Comment articulez-vous, en tant qu'auteur, l'intimité au cœur de vos livres et l'universalité de leurs thèmes ?

M. V. - Je suis obsédé par la quête d’une forme de vérité. La beauté et la vérité sont les piliers de cette religion qui s'exprime à travers la littérature. La vie sans beauté n'a pas de sens. Le passé est beauté. Nous autres êtres humains sommes le temps. L'idée du temps est extrêmement importante en littérature. En vieillissant, le passé prend une place considérable. Nous mesurons que notre vérité vit dans le passé. La mémoire est un autre thème important de ma littérature. Mes livres recherchent la vérité à travers le récit de ma vie. Je dis au lecteur : voici ma vie, peut-être y reconnaîtras-tu la tienne ?

 

L'Histoire mouvementée de l'Espagne apparaît par petites touches en toile de fond de vos romans. Quel rôle joue-t-elle dans le parcours et la mémoire d'une famille telle que la vôtre?

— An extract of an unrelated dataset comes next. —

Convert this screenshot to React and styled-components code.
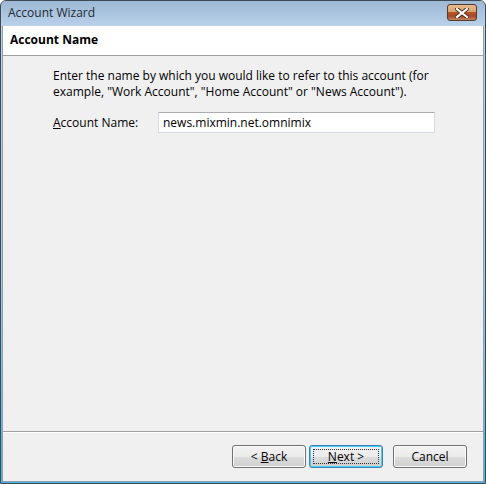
import React from "react";
import styled, { createGlobalStyle } from "styled-components";

const GlobalStyle = createGlobalStyle`
  html, body {
    margin: 0;
    padding: 0;
    background: #ffffff;
  }
  body {
    font-family: "Open Sans", "Noto Sans", sans-serif;
    font-size: 12px;
    color: #000;
  }
`;

const App = () => {
  return (
    <>
      <GlobalStyle />
      <Window>
        <TitleBar>
          <Title>Account Wizard</Title>
          <CloseButton aria-label="Close">
            <svg width="14" height="10" viewBox="0 0 14 10">
              <path
                d="M2 1 L12 9 M12 1 L2 9"
                stroke="#4a2a1a"
                strokeWidth="4"
                strokeLinecap="square"
              />
              <path
                d="M2 1 L12 9 M12 1 L2 9"
                stroke="#ffffff"
                strokeWidth="2.2"
                strokeLinecap="square"
              />
            </svg>
          </CloseButton>
        </TitleBar>
        <Client>
          <Header>Account Name</Header>
          <Body>
            <Intro>
              Enter the name by which you would like to refer to this account (for
              example, "Work Account", "Home Account" or "News Account").
            </Intro>
            <FieldRow>
              <Label>
                <u>A</u>ccount Name:
              </Label>
              <TextInput defaultValue="news.mixmin.net.omnimix" />
            </FieldRow>
          </Body>
          <Footer>
            <Button>
              <span>
                {"< "}
                <u>B</u>ack
              </span>
            </Button>
            <Button $default>
              <Focus>
                <span>
                  <u>N</u>ext {">"}
                </span>
              </Focus>
            </Button>
            <Button $spaced>
              <span>Cancel</span>
            </Button>
          </Footer>
        </Client>
      </Window>
    </>
  );
};

const Window = styled.div`
  box-sizing: border-box;
  width: 486px;
  height: 484px;
  display: flex;
  flex-direction: column;
  border: 1px solid #3d4a55;
  border-radius: 6px 6px 0 0;
  background: linear-gradient(to bottom, #a8c2dc 0, #bcd4ea 26px, #9ccbe6 60%, #3fb6e6 100%);
  padding: 0 1px 1px 1px;
  overflow: hidden;
`;

const TitleBar = styled.div`
  height: 25px;
  flex-shrink: 0;
  display: flex;
  align-items: center;
  justify-content: space-between;
  padding: 0 7px 0 6px;
  background: linear-gradient(to bottom, #9fb8d3 0%, #a9c3de 45%, #b9d1e9 100%);
`;

const Title = styled.span`
  font-size: 12px;
  color: #1e2a36;
  padding-bottom: 2px;
`;

const CloseButton = styled.button`
  box-sizing: border-box;
  width: 30px;
  height: 17px;
  margin-bottom: 2px;
  padding: 0;
  display: flex;
  align-items: center;
  justify-content: center;
  border: 1px solid #4e3d34;
  border-radius: 3px;
  background: linear-gradient(
    to bottom,
    #e8b98e 0%,
    #d9a26f 45%,
    #b4562a 50%,
    #a8472a 75%,
    #c48760 100%
  );
`;

const Client = styled.div`
  flex: 1;
  display: flex;
  flex-direction: column;
  background: #f0f0f0;
  border: 1px solid #8e9eae;
  border-top: none;
`;

const Header = styled.div`
  height: 30px;
  flex-shrink: 0;
  display: flex;
  align-items: center;
  padding: 0 0 2px 7px;
  box-sizing: border-box;
  background: #ffffff;
  border-bottom: 1px solid #a0a0a0;
  font-weight: 700;
  font-size: 12px;
`;

const Body = styled.div`
  flex: 1;
  padding: 12px 40px 0 50px;
  display: flex;
  flex-direction: column;
  gap: 12px;
`;

const Intro = styled.p`
  margin: 0;
  line-height: 16px;
`;

const FieldRow = styled.div`
  display: flex;
  align-items: center;
`;

const Label = styled.span`
  width: 105px;
`;

const TextInput = styled.input`
  box-sizing: border-box;
  width: 277px;
  height: 21px;
  padding: 0 4px;
  font-family: inherit;
  font-size: 12px;
  color: #000;
  background: #fff;
  border: 1px solid #d5dbe1;
  border-top-color: #abadb3;
  outline: none;
`;

const Footer = styled.div`
  height: 50px;
  flex-shrink: 0;
  box-sizing: border-box;
  border-top: 1px solid #a0a0a0;
  box-shadow: inset 0 1px 0 #ffffff;
  display: flex;
  align-items: center;
  justify-content: flex-end;
  padding: 0 16px 0 0;
  gap: 3px;
`;

const Button = styled.button`
  box-sizing: border-box;
  width: 74px;
  height: 23px;
  margin-left: ${(p) => (p.$spaced ? "7px" : "0")};
  padding: 0;
  font-family: inherit;
  font-size: 12px;
  color: #000;
  border-radius: 3px;
  border: 1px solid ${(p) => (p.$default ? "#3c7fb1" : "#707070")};
  background: linear-gradient(to bottom, #f2f2f2 0%, #ebebeb 50%, #dddddd 51%, #cfcfcf 100%);
  box-shadow: inset 0 0 0 1px ${(p) => (p.$default ? "#48d0f7" : "#fcfcfc")};
  display: flex;
  align-items: center;
  justify-content: center;
`;

const Focus = styled.span`
  box-sizing: border-box;
  display: flex;
  align-items: center;
  justify-content: center;
  width: 66px;
  height: 15px;
  border: 1px dotted #333;
`;

export default App;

M. V. - L’Histoire est le lieu où adviennent nos vies. Nous sommes des êtres sociaux et historiques. Sans le regard des autres, nous n’existons pas : nous en avons fait l’expérience pendant la pandémie. Nous vivons à l’heure de la mondialisation. Quand je parle de la société espagnole dans mes romans, c’est comme si je parlais de la France ou de n’importe quelle autre nation européenne. L’Histoire n’est plus nationale. Notre vie advient à travers l’événement historique. La pandémie, par exemple, nous a marqués. Comme les guerres, les révolutions, les crises économiques, etc.

 

Diriez-vous, après Nietzsche, que « la joie est plus profonde que la tristesse » ?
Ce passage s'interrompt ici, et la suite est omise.